TMX: Lowering the Bar on Landowner Abuse
Posted on October 30, 2020
What do you expect when owner, operator and regulator are one and the same?
By Dave Core
As I pointed out earlier the number of Detailed Route Hearings, applied for by landowners on the Trans Mountain Expansion project are an early and clear indicator of a corporate — in this case, a Crown — bully that disrespects landowners and their individual property.
Next, the number of Canadian Energy Regulator (CER) Right of Entry orders applied for by a company, cements the fact that the company is lazy, does not value its landowners and is simply using the CER as its muscle.
Right of Entry orders will be served on landowners who have refused to sign the easement and other agreements presented to them by land agents or by those who may have taken part in the Detailed Route Hearing process but still refuse to sign because of less than satisfactory solutions proposed by the CER.
In both cases these landowners refused to submit to the threat of expropriation and are so disgruntled by bullying and intimidation by Trans Mountain that they refuse to provide their signature.
A quick glance at the Trans Mountain project regulatory web page at the CER site provides the evidence for my claims. The number of Right of Entry applications and orders is off the charts, just as the number of Detailed Route hearings are over the top.
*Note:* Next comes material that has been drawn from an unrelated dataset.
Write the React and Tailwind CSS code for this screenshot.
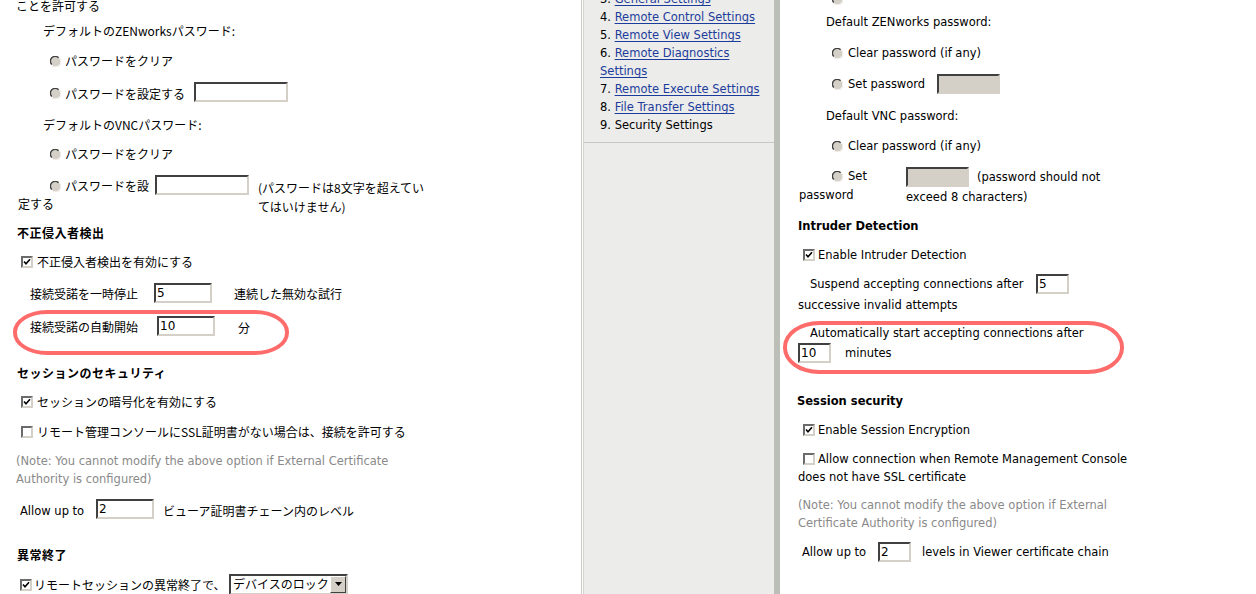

Recently I spoke with a Trans Mountain insider regarding the number of expropriation claims. Rather than talk about the challenges, problems and solutions, amazingly he simply referred to the historical and nightmarish Alliance Pipeline regulatory and expropriation results. He said considering all the controversy surrounding the TMX pipeline his only goal is to keep expropriation applications below the shameful Alliance record of more than 100 properties expropriated, set 20 years ago.
An extremely archaic and unacceptably low bar for any company to even reference much less aspire to. And one now, shockingly, enthusiastically supported by the “new” CER, providing the government’s new Crown enterprise free rein to abuse landowners.
How do the actions of this Crown Corporation compare to modern private companies held to account by shareholders? Again, in the case of the Enbridge Line 3 Replacement project, the company worked with CAEPLA to find win-win solutions for both the landowners and the company, resulting in no Right of Entries (expropriation) required. This is 2020 and it’s obvious that there is a better way.